→ Your objective
Using the entries that follow, collect the lines where the word "React" appears.

*****

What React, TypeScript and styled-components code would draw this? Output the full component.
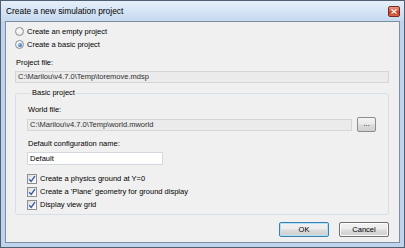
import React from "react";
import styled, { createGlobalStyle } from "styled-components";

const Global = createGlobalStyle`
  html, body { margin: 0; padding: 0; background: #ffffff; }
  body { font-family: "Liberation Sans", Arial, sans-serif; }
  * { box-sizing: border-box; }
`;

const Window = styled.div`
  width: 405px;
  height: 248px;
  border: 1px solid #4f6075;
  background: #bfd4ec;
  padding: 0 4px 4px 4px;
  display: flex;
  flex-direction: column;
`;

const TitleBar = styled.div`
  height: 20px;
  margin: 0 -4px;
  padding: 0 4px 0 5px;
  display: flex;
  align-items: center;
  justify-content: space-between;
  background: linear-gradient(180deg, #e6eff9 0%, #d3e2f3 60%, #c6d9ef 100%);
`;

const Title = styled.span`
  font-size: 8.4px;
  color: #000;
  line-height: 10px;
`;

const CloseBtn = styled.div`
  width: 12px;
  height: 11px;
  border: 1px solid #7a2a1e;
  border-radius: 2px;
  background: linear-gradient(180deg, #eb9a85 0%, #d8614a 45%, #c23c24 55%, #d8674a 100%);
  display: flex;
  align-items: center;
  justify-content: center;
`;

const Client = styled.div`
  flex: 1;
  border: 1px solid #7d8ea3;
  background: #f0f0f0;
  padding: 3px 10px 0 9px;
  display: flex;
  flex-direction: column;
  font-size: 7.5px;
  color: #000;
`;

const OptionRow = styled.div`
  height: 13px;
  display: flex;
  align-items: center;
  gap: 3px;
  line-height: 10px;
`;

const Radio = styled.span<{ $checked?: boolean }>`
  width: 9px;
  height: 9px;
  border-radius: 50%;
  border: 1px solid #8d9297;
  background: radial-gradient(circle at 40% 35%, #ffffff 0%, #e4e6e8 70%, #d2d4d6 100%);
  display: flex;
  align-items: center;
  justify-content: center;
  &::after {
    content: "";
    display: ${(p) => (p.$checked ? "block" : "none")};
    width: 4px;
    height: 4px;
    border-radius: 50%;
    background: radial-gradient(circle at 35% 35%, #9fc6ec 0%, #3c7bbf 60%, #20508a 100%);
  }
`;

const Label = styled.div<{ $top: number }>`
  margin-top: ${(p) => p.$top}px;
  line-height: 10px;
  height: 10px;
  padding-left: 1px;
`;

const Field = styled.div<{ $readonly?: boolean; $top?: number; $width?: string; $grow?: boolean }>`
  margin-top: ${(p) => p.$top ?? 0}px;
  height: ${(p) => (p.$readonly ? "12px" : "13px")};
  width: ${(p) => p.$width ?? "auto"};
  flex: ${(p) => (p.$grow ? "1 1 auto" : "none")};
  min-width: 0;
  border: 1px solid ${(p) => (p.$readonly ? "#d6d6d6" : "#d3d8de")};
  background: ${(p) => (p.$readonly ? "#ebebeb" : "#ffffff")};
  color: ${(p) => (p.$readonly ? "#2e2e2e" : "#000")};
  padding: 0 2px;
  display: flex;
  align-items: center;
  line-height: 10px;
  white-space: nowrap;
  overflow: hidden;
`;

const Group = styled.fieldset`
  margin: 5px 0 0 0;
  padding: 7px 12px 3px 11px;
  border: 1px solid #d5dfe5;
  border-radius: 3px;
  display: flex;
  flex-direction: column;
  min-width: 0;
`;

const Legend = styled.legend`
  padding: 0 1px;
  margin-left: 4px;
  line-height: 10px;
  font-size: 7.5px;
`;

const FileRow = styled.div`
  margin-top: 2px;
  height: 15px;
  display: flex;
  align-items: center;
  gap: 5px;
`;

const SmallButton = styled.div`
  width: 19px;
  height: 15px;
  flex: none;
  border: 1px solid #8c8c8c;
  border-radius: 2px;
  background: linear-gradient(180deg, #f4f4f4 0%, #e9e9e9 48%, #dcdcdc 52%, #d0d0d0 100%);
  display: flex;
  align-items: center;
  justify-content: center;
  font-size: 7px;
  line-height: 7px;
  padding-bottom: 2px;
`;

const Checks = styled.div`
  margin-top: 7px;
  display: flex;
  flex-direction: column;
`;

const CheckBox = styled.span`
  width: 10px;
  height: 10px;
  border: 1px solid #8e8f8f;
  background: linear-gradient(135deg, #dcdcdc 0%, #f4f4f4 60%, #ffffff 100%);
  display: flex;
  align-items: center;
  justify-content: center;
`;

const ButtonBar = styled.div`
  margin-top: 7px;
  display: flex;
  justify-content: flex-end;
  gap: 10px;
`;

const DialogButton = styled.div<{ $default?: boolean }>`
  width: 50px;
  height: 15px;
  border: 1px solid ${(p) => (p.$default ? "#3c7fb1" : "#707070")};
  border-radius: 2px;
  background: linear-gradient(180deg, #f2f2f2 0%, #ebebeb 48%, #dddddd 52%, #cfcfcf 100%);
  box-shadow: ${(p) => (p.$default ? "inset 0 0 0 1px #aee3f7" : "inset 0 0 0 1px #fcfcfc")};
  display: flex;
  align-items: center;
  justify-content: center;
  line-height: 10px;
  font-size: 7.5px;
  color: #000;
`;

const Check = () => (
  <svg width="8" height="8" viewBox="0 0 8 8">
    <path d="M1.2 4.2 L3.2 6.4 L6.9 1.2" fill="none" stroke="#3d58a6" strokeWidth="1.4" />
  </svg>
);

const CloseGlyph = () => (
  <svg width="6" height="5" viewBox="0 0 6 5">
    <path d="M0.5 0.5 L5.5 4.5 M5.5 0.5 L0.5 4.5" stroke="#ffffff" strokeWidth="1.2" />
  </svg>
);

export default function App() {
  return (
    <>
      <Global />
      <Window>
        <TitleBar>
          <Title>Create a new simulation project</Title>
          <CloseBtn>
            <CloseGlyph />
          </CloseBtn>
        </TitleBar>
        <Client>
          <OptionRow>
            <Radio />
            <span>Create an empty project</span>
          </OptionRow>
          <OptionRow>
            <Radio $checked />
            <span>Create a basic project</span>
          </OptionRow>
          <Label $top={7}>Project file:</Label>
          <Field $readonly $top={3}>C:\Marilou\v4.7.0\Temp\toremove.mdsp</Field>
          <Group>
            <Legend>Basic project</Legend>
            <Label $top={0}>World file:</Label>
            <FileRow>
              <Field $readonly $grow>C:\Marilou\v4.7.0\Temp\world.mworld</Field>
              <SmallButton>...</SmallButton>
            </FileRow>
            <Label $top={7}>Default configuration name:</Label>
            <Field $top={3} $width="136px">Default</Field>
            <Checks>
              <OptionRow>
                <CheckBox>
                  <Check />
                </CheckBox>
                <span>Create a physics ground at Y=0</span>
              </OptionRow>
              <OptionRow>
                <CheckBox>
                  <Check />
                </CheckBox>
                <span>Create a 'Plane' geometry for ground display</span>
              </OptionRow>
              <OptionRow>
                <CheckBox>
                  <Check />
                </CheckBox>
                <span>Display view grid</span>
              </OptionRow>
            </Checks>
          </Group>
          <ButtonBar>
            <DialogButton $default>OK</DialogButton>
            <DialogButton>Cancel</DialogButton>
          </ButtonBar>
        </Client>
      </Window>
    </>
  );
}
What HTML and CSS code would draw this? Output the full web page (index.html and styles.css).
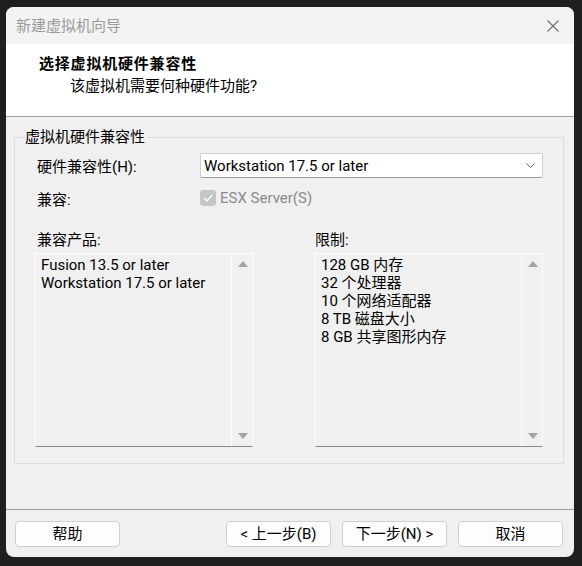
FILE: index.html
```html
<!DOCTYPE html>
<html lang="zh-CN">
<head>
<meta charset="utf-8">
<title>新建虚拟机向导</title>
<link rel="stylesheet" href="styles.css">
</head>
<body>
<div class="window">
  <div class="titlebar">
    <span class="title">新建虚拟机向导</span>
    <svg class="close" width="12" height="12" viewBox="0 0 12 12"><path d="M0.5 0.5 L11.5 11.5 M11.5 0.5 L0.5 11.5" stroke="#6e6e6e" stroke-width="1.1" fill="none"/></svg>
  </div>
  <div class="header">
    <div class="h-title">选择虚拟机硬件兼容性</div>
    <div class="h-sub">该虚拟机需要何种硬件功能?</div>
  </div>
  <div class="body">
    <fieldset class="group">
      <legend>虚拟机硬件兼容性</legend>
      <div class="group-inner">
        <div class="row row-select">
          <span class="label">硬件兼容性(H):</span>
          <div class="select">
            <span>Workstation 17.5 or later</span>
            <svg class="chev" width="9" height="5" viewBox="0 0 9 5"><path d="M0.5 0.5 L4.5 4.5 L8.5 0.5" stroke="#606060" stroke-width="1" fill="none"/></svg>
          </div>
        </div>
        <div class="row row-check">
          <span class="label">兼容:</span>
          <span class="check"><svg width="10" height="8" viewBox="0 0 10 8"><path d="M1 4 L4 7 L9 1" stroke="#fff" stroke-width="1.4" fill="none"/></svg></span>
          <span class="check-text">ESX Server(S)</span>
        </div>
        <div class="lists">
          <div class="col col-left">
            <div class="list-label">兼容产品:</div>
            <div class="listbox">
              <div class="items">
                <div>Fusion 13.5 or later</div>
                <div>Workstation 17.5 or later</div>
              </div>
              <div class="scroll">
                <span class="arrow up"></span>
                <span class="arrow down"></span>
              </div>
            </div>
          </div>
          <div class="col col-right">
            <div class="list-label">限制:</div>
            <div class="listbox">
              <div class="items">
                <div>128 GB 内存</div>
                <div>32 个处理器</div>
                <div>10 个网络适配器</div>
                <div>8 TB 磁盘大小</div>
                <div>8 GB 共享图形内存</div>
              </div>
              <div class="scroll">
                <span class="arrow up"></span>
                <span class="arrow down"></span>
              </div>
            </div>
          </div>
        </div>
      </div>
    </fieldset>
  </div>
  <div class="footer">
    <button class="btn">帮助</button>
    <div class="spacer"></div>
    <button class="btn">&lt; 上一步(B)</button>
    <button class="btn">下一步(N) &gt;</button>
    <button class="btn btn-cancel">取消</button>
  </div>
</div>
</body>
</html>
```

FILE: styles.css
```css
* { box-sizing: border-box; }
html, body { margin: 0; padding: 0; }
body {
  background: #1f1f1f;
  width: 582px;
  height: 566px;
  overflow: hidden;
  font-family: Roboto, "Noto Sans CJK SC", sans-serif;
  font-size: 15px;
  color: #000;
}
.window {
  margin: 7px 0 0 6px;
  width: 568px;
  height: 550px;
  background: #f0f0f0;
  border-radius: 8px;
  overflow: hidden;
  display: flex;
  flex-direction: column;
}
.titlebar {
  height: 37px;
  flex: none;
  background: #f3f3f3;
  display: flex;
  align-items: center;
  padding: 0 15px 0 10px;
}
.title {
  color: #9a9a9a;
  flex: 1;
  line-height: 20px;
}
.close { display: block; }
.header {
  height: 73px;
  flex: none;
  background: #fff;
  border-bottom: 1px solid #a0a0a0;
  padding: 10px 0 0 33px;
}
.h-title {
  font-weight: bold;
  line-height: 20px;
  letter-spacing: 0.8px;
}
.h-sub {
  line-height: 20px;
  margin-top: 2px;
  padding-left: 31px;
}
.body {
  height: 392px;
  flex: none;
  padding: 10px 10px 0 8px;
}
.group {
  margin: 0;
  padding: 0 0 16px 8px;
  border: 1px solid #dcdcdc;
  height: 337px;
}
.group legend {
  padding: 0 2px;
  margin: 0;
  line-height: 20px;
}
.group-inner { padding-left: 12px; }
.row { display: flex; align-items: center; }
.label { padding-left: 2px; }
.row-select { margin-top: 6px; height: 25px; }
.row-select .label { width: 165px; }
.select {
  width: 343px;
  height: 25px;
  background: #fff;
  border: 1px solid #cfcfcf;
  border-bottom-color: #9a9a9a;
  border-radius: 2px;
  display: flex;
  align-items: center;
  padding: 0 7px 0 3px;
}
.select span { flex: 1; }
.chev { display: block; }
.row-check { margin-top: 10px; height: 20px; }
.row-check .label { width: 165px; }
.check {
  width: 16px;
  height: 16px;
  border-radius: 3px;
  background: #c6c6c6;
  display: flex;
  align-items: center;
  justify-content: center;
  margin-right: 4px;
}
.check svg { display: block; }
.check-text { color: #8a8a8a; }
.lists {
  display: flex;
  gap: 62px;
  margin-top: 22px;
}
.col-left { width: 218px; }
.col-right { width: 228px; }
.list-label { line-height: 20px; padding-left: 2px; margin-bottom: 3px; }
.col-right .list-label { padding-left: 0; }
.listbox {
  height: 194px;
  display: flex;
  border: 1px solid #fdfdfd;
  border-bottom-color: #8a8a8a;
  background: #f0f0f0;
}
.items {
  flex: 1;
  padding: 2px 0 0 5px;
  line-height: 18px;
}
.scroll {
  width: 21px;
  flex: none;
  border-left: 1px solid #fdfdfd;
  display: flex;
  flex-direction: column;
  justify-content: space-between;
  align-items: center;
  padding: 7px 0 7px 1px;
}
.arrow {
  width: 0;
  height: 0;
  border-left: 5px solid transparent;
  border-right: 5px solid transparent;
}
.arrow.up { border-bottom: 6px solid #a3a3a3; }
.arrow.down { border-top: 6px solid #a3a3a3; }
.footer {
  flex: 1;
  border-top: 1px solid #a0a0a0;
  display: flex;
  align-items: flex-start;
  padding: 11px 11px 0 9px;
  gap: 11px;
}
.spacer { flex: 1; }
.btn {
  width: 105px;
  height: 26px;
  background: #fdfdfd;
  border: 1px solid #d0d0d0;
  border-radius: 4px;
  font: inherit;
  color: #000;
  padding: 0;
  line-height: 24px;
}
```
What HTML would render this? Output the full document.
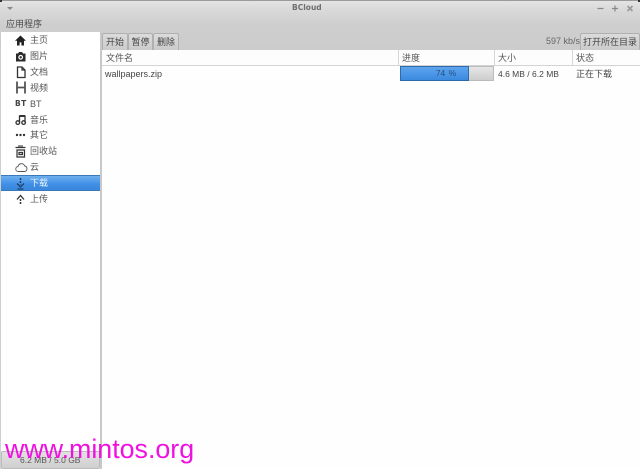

*****

→ Written answer
What React, TypeScript and styled-components code would draw this? Output the full component.
import React from "react";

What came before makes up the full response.